* [Objective]
Reproduce the full listing below unchanged, apart from the pictures.

* [Given material]
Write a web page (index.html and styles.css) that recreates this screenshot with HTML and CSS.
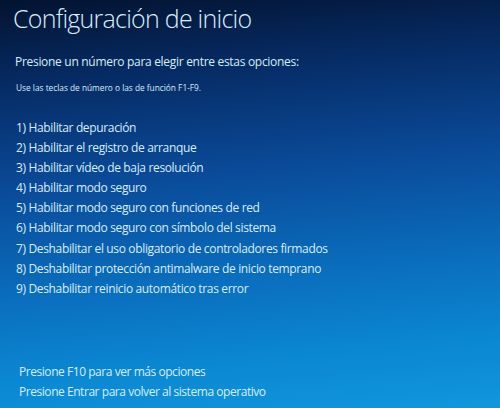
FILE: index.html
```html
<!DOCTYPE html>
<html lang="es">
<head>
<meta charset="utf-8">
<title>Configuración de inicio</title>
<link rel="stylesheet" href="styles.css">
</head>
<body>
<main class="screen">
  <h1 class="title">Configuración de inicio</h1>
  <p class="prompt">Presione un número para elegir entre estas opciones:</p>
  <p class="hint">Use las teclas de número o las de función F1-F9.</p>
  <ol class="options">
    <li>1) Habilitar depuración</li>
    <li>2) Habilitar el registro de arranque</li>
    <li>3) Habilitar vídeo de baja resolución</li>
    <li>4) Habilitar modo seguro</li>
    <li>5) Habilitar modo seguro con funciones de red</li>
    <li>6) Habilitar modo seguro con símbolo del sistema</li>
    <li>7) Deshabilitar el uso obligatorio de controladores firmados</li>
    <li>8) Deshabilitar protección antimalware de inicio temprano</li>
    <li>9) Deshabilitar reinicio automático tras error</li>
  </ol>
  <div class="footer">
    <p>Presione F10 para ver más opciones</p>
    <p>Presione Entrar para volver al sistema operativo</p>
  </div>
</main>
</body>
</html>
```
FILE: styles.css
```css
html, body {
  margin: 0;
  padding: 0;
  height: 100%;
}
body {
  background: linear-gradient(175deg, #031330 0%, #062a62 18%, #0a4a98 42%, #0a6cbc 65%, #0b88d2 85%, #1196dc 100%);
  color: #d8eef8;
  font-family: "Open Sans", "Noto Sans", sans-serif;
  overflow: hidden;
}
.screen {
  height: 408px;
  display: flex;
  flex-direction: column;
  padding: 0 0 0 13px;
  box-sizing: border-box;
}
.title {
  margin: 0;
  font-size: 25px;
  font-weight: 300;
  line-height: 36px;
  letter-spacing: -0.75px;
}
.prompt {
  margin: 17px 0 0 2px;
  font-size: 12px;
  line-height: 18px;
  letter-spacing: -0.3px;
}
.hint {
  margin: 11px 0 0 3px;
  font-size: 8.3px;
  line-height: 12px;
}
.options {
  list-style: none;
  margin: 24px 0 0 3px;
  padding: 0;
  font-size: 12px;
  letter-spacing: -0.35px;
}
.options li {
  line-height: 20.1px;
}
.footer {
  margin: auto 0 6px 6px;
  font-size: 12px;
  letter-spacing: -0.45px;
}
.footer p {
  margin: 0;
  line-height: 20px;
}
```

* [The answer]
Write a web page (index.html and styles.css) that recreates this screenshot with HTML and CSS.
FILE: index.html
```html
<!DOCTYPE html>
<html lang="es">
<head>
<meta charset="utf-8">
<title>Configuración de inicio</title>
<link rel="stylesheet" href="styles.css">
</head>
<body>
<main class="screen">
  <h1 class="title">Configuración de inicio</h1>
  <p class="prompt">Presione un número para elegir entre estas opciones:</p>
  <p class="hint">Use las teclas de número o las de función F1-F9.</p>
  <ol class="options">
    <li>1) Habilitar depuración</li>
    <li>2) Habilitar el registro de arranque</li>
    <li>3) Habilitar vídeo de baja resolución</li>
    <li>4) Habilitar modo seguro</li>
    <li>5) Habilitar modo seguro con funciones de red</li>
    <li>6) Habilitar modo seguro con símbolo del sistema</li>
    <li>7) Deshabilitar el uso obligatorio de controladores firmados</li>
    <li>8) Deshabilitar protección antimalware de inicio temprano</li>
    <li>9) Deshabilitar reinicio automático tras error</li>
  </ol>
  <div class="footer">
    <p>Presione F10 para ver más opciones</p>
    <p>Presione Entrar para volver al sistema operativo</p>
  </div>
</main>
</body>
</html>
```
FILE: styles.css
```css
html, body {
  margin: 0;
  padding: 0;
  height: 100%;
}
body {
  background: linear-gradient(175deg, #031330 0%, #062a62 18%, #0a4a98 42%, #0a6cbc 65%, #0b88d2 85%, #1196dc 100%);
  color: #d8eef8;
  font-family: "Open Sans", "Noto Sans", sans-serif;
  overflow: hidden;
}
.screen {
  height: 408px;
  display: flex;
  flex-direction: column;
  padding: 0 0 0 13px;
  box-sizing: border-box;
}
.title {
  margin: 0;
  font-size: 25px;
  font-weight: 300;
  line-height: 36px;
  letter-spacing: -0.75px;
}
.prompt {
  margin: 17px 0 0 2px;
  font-size: 12px;
  line-height: 18px;
  letter-spacing: -0.3px;
}
.hint {
  margin: 11px 0 0 3px;
  font-size: 8.3px;
  line-height: 12px;
}
.options {
  list-style: none;
  margin: 24px 0 0 3px;
  padding: 0;
  font-size: 12px;
  letter-spacing: -0.35px;
}
.options li {
  line-height: 20.1px;
}
.footer {
  margin: auto 0 6px 6px;
  font-size: 12px;
  letter-spacing: -0.45px;
}
.footer p {
  margin: 0;
  line-height: 20px;
}
```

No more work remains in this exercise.